The mirror of change must be held up to Australia so that the blow torch of truth can be brought to bear upon its blind spots, or what CS Lewis calls the shadow lands, of Australian government, and of contemporary Australian society.

This is a process that may sometimes evoke anger, or even outright denial. Yet no individual, society or for that matter, nation, can progress without this essential dialectical process, and we cannot expect the condition of man, no matter of what colour or creed , anywhere, but especially in Australia, to improve without this change. Without a process of honest introspection, Australia is only kidding itself in the Pacific if it thinks it can become a model democracy without values that engender fairness, equality and a sense of egalitarianism in the region.

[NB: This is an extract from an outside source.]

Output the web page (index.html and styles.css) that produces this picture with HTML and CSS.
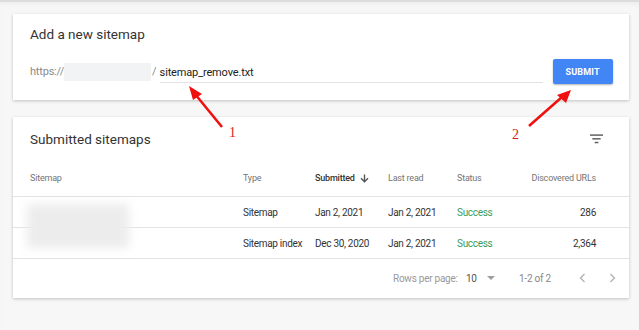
FILE: index.html
```html
<!DOCTYPE html>
<html lang="en">
<head>
    <meta charset="UTF-8">
    <meta name="viewport" content="width=device-width, initial-scale=1.0">
    <title>Sitemaps</title>
    <link rel="stylesheet" href="styles.css">
</head>
<body>
    <div class="page">
        <div class="card add-card">
            <h2 class="card-title">Add a new sitemap</h2>
            <div class="add-row">
                <span class="prefix">https://</span>
                <span class="domain"></span>
                <span class="slash">/</span>
                <div class="url-input">sitemap_remove.txt</div>
                <button class="submit">SUBMIT</button>
            </div>
        </div>

        <div class="card list-card">
            <div class="list-head">
                <h2 class="card-title">Submitted sitemaps</h2>
                <svg class="filter-icon" width="13" height="10" viewBox="0 0 14 10">
                    <rect x="0" y="0" width="14" height="1.6" fill="#616161"/>
                    <rect x="2.5" y="4" width="9" height="1.6" fill="#616161"/>
                    <rect x="5" y="8" width="4" height="1.6" fill="#616161"/>
                </svg>
            </div>

            <div class="row head-row">
                <div>Sitemap</div>
                <div>Type</div>
                <div class="sorted">Submitted
                    <svg width="9" height="9" viewBox="0 0 9 9">
                        <path d="M4.5 0.5 V7.5 M1 4.3 L4.5 7.8 L8 4.3" stroke="#555" stroke-width="1.4" fill="none"/>
                    </svg>
                </div>
                <div>Last read</div>
                <div>Status</div>
                <div class="num">Discovered URLs</div>
            </div>
            <div class="row">
                <div></div>
                <div>Sitemap</div>
                <div>Jan 2, 2021</div>
                <div>Jan 2, 2021</div>
                <div class="ok">Success</div>
                <div class="num">286</div>
            </div>
            <div class="row">
                <div></div>
                <div>Sitemap index</div>
                <div>Dec 30, 2020</div>
                <div>Jan 2, 2021</div>
                <div class="ok">Success</div>
                <div class="num">2,364</div>
            </div>
            <div class="pager">
                <span class="pager-label">Rows per page:</span>
                <span class="pager-size">10</span>
                <span class="caret"></span>
                <span class="pager-range">1-2 of 2</span>
                <svg class="pager-nav" width="7" height="10" viewBox="0 0 7 10">
                    <path d="M5.5 1 L1.5 5 L5.5 9" stroke="#b0b0b0" stroke-width="1.3" fill="none"/>
                </svg>
                <svg class="pager-nav" width="7" height="10" viewBox="0 0 7 10">
                    <path d="M1.5 1 L5.5 5 L1.5 9" stroke="#b0b0b0" stroke-width="1.3" fill="none"/>
                </svg>
            </div>
            <div class="blurred"></div>
        </div>

        <svg class="marks" width="639" height="330" viewBox="0 0 639 330">
            <line x1="222" y1="125" x2="195" y2="92" stroke="#f01010" stroke-width="2.6"/>
            <polygon points="189,84 202,92 193,98" fill="#f01010"/>
            <line x1="529" y1="124" x2="562" y2="95" stroke="#f01010" stroke-width="2.6"/>
            <polygon points="571,88 566,101 557,93" fill="#f01010"/>
            <text x="229" y="135" class="mark-num">1</text>
            <text x="512" y="137" class="mark-num">2</text>
        </svg>
    </div>
</body>
</html>
```

FILE: styles.css
```css
:root {
    --bg-color: #f7f7f7;
    --text-color: #212121;
    --muted: #757575;
    --line: #e3e3e3;
    --accent: #4285f4;
    --ok: #3a9c5c;
}

body {
    margin: 0;
    background-color: var(--bg-color);
    font-family: Roboto, 'Liberation Sans', sans-serif;
    color: var(--text-color);
}

.page {
    position: relative;
    width: 639px;
    height: 330px;
    padding: 14px 10px 0 13px;
    box-sizing: border-box;
    border-top: 2px solid #dcdcdc;
    box-shadow: inset 0 4px 4px -2px #ececec;
}

.card {
    background: #fff;
    width: 616px;
    box-shadow: 0 1px 3px rgba(0, 0, 0, 0.22);
}

.card-title {
    margin: 0;
    font-size: 13.5px;
    font-weight: 400;
    color: #333;
}

/* add sitemap */
.add-card {
    height: 86px;
    margin-top: -2px;
    padding: 12px 16px 0 17px;
    box-sizing: border-box;
}

.add-row {
    display: flex;
    align-items: center;
    margin-top: 17px;
    font-size: 11px;
    white-space: nowrap;
}

.prefix {
    color: #8a8a8a;
    letter-spacing: -0.2px;
}

.domain {
    width: 87px;
    height: 18px;
    background: #f2f3f5;
}

.slash {
    color: #8a8a8a;
    margin: 0 3px 0 1px;
}

.url-input {
    width: 383px;
    padding: 4px 0 3px;
    border-bottom: 1px solid #e3e3e3;
    color: #222;
    margin-top: 2px;
    letter-spacing: -0.15px;
}

.submit {
    margin-left: 10px;
    width: 60px;
    height: 25px;
    border: none;
    border-radius: 2px;
    background: var(--accent);
    color: #fff;
    font-family: Roboto, 'Liberation Sans', sans-serif;
    font-size: 9px;
    font-weight: 700;
    letter-spacing: 0.2px;
    box-shadow: 0 1px 2px rgba(0, 0, 0, 0.3);
}

/* submitted list */
.list-card {
    position: relative;
    margin-top: 17px;
    height: 181px;
}

.list-head {
    display: flex;
    align-items: center;
    justify-content: space-between;
    height: 43px;
    padding: 0 26px 0 17px;
}

.row {
    display: grid;
    grid-template-columns: 213px 72px 73px 69px 70px 1fr;
    align-items: center;
    height: 30px;
    padding: 0 33px 0 17px;
    border-top: 1px solid var(--line);
    font-size: 10px;
    letter-spacing: -0.3px;
    color: #333;
    white-space: nowrap;
}

.head-row {
    height: 36px;
    border-top: none;
    font-size: 9px;
    letter-spacing: -0.2px;
    color: var(--muted);
}

.sorted {
    display: flex;
    align-items: center;
    gap: 5px;
    color: #333;
    font-weight: 500;
}

.num {
    text-align: right;
}

.ok {
    color: var(--ok);
}

.pager {
    display: flex;
    align-items: center;
    height: 38px;
    padding-left: 380px;
    border-top: 1px solid var(--line);
    font-size: 10px;
    letter-spacing: -0.25px;
    color: #999;
    white-space: nowrap;
}

.pager-label {
    width: 73px;
}

.pager-size {
    width: 21px;
    color: #555;
}

.caret {
    width: 0;
    height: 0;
    border-left: 4px solid transparent;
    border-right: 4px solid transparent;
    border-top: 4px solid #9e9e9e;
}

.pager-range {
    margin-left: 24px;
    color: #888;
}

.pager-nav {
    margin-left: 28px;
}

.pager-nav + .pager-nav {
    margin-left: 23px;
}

.blurred {
    position: absolute;
    left: 14px;
    top: 87px;
    width: 102px;
    height: 44px;
    background: #ececec;
    filter: blur(5px);
}

.marks {
    position: absolute;
    left: 0;
    top: 0;
    pointer-events: none;
}

.mark-num {
    font-family: 'Liberation Serif', serif;
    font-size: 14px;
    fill: #e21c1c;
}
```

The Pacific will always view Australia with suspicion, as a wolf in sheep skin, until we see real and tangible change toward fairness, equality, social justice, health and education, and human rights being upheld, for Indigenous Australia, boat people and other minority groups. The current government system made of policies and laws applying to indigenous people and boat people is simply unjust, unfair, inhumane, harsh, oppressive, disproportionate, unreasonable, and simply not good enough for a developed country like Australia, prospering on the back of the lands and resources of Aborigine people. Canberra’s treatment of Indigenous people reeks of symbolism and tokenism all the way from Tasmania to the Torres Straits.

Australia has done nothing to rid itself of the initial and underlying felony on which the nation of Australia, as a federation, is built on. Its continuous existence is felonious, and it will always be so until the day a proper treaty is entered into with the various Aborigine nations of Australia to ratify and legalize the taking of their lands and resources, to apply retrospectively. The prospect of success of this, and the terms therefore  are entirely a matter of discretion for the Aborigine nations. This is the measure of mate-ship and fair go that Howard espoused, if it is to mean anything at all in Australia, and particularly to the original owners of Australia.